Demo buruh dari Kongres Aliansi Serikat Buruh Indonesia (KASBI) di Patung Kuda, Jakarta Pusat (IDN Times/Yosafat Diva Bayu Wisesa)
Lebih lanjut, Sunarno mengungkapkan penyebab kaum buruh dan rakyat sulit memiliki rumah utamanya adalah karena biaya hidup yang tinggi, namun upahnya yang rendah sehingga tidak mampu membeli rumah.
Di samping itu, saat ini tidak ada kepastian terhadap pekerjaan (status kerja kontrak/outsourcing/mitra/freelancer) yang menjadi salah satu hal tersulit dalam mengajukan Kredit Pembiayaan Rumah (KPR).

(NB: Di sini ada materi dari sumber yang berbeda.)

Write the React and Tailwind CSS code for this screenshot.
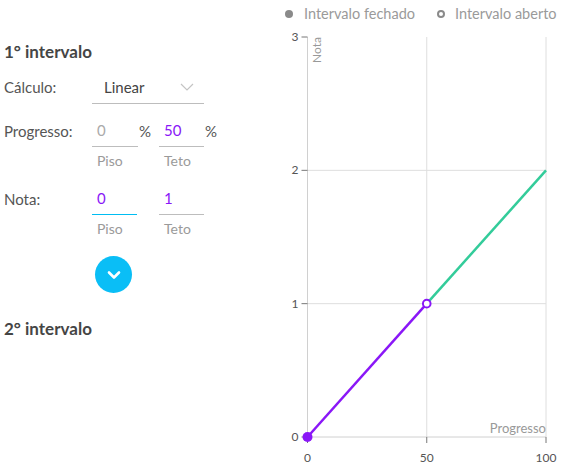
import React from "react";

const font = { fontFamily: "Lato, 'Noto Sans', sans-serif" };

function Field({ value, color = "text-[#8a17f7]", focus = false, w = "w-[46px]" }) {
  return (
    <div
      className={`${w} h-[32px] flex items-center pl-[5px] border-b ${
        focus ? "border-[#00bdf2]" : "border-[#bdbdbd]"
      } ${color} text-[15px]`}
    >
      {value}
    </div>
  );
}

function Chart() {
  const X = (v) => 37.5 + v * 2.385;
  const Y = (n) => 410 - n * 133.33;
  return (
    <svg width="291" height="437" viewBox="0 0 291 437" style={font}>
      {[50, 100].map((v) => (
        <line key={v} x1={X(v)} x2={X(v)} y1={Y(3)} y2={Y(0)} stroke="#dedede" strokeWidth="1" />
      ))}
      {[1, 2].map((n) => (
        <line key={n} x1={X(0)} x2={X(100)} y1={Y(n)} y2={Y(n)} stroke="#dedede" strokeWidth="1" />
      ))}
      <line x1={X(0)} x2={X(0)} y1={Y(3)} y2={Y(0)} stroke="#d0d0d0" strokeWidth="1" />
      <line x1={X(0)} x2={X(100)} y1={Y(0)} y2={Y(0)} stroke="#d0d0d0" strokeWidth="1" />
      {[0, 1, 2, 3].map((n) => (
        <g key={n}>
          <line x1={X(0) - 6} x2={X(0)} y1={Y(n)} y2={Y(n)} stroke="#777" strokeWidth="1" />
          <text x={X(0) - 9} y={Y(n) + 4} textAnchor="end" fontSize="12" fill="#555">
            {n}
          </text>
        </g>
      ))}
      {[0, 50, 100].map((v) => (
        <g key={v}>
          <line x1={X(v)} x2={X(v)} y1={Y(0)} y2={Y(0) + 6} stroke="#777" strokeWidth="1" />
          <text x={X(v)} y={Y(0) + 25} textAnchor="middle" fontSize="12" fill="#555">
            {v}
          </text>
        </g>
      ))}
      <text
        x={0}
        y={0}
        transform={`translate(${X(0) + 13} ${Y(3) + 26}) rotate(-90)`}
        fontSize="12"
        fill="#999"
      >
        Nota
      </text>
      <text x={X(100)} y={Y(0) - 4} textAnchor="end" fontSize="13" fill="#999">
        Progresso
      </text>
      <line x1={X(50)} y1={Y(1)} x2={X(100)} y2={Y(2)} stroke="#33cc9a" strokeWidth="2.5" />
      <line x1={X(0)} y1={Y(0)} x2={X(50)} y2={Y(1)} stroke="#8a17f7" strokeWidth="2.5" />
      <circle cx={X(0)} cy={Y(0)} r="5" fill="#8a17f7" />
      <circle cx={X(50)} cy={Y(1)} r="3.8" fill="#fff" stroke="#8a17f7" strokeWidth="2" />
    </svg>
  );
}

export default function App() {
  return (
    <div className="w-[561px] h-[464px] flex bg-white overflow-hidden" style={font}>
      <div className="w-[270px] shrink-0 pl-[4px] pt-[40px] flex flex-col">
        <div className="h-[24px] flex items-center text-[17px] font-bold text-[#454545]">1° intervalo</div>

        <div className="mt-[7px] h-[33px] flex items-center text-[15px] text-[#555]">
          <div className="w-[88px]">Cálculo:</div>
          <div className="w-[112px] h-[33px] border-b border-[#bdbdbd] flex items-center justify-between pl-[12px] pr-[10px] text-[#444]">
            <span>Linear</span>
            <svg width="14" height="8" viewBox="0 0 14 8">
              <path d="M1 1 L7 7 L13 1" fill="none" stroke="#c4c4c4" strokeWidth="1.2" />
            </svg>
          </div>
        </div>

        <div className="mt-[11px] h-[32px] flex items-center text-[15px] text-[#555]">
          <div className="w-[88px]">Progresso:</div>
          <Field value="0" color="text-[#aaa]" />
          <div className="w-[21px] pl-[1px]">%</div>
          <Field value="50" w="w-[45px]" />
          <div className="pl-[1px]">%</div>
        </div>
        <div className="h-[26px] flex items-center text-[14px] text-[#9a9a9a]">
          <div className="w-[88px]" />
          <div className="w-[67px] pl-[5px]">Piso</div>
          <div className="pl-[5px]">Teto</div>
        </div>

        <div className="mt-[10px] h-[32px] flex items-center text-[15px] text-[#555]">
          <div className="w-[88px]">Nota:</div>
          <Field value="0" focus w="w-[45px]" />
          <div className="w-[22px]" />
          <Field value="1" w="w-[45px]" />
        </div>
        <div className="h-[26px] flex items-center text-[14px] text-[#9a9a9a]">
          <div className="w-[88px]" />
          <div className="w-[67px] pl-[5px]">Piso</div>
          <div className="pl-[5px]">Teto</div>
        </div>

        <div className="mt-[15px] pl-[88px]">
          <div className="ml-[3px] w-[37px] h-[37px] rounded-full bg-[#0abef6] flex items-center justify-center">
            <svg width="14" height="10" viewBox="0 0 14 10">
              <path d="M2 2.5 L7 7.5 L12 2.5" fill="none" stroke="#fff" strokeWidth="2.6" strokeLinecap="round" strokeLinejoin="round" />
            </svg>
          </div>
        </div>

        <div className="mt-[24px] h-[24px] flex items-center text-[17px] font-bold text-[#454545]">2° intervalo</div>
      </div>

      <div className="w-[291px] shrink-0 flex flex-col">
        <div className="h-[27px] flex items-center pl-[15px] text-[14.5px] text-[#9a9a9a] whitespace-nowrap">
          <span className="shrink-0 w-[8px] h-[8px] rounded-full bg-[#8a8a8a]" />
          <span className="shrink-0 ml-[11px]">Intervalo fechado</span>
          <span className="shrink-0 ml-[22px] w-[8px] h-[8px] rounded-full border-2 border-[#8a8a8a]" />
          <span className="shrink-0 ml-[10px]">Intervalo aberto</span>
        </div>
        <Chart />
      </div>
    </div>
  );
}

"Selain itu kaum buruh dan rakyat setiap hari dan setiap bulannya pun sudah memikul beban-beban yang begitu berat seperti membayar iuran BPJS Ketenagakerjaan (2 persen) dan kesehatan (1 persen), pajak penghasilan PPH 21 sebesar 5 sampai 10 persen dari PTKP, dan pajak-pajak lainnya dari barang atau jasa yang wajib ditanggung kaum buruh dan rakyat," imbuhnya.
Artinya penambahan agenda Tapera justru semakin memperdalam penderitaan rakyat karena pemaksaan yang dilakukan dan besaran iuran yang wajib dibayarkan.
Selain itu, agenda Tapera sendiri justru menimbulkan tumpang tindih kebijakan dengan program yang sudah berjalan, seperti BPJS Ketenagakerjaan tentang Perumahan Pekerja/Buruh. Serta program-program lainnya yang ada di setiap Pemerintah Provinsi, Kota dan Daerah tentang perumahan rakyat.
"Selain itu proses pengadaan tanah atau pembukaan lahan yang menggusur dan merampas hak-hak masyarakat kecil, akan berpotensi menimbulkan konflik baru di sektor Agraria serta berdampak luas pada lingkungan hidup dan kerusakan ekologis," tandas Sunarno.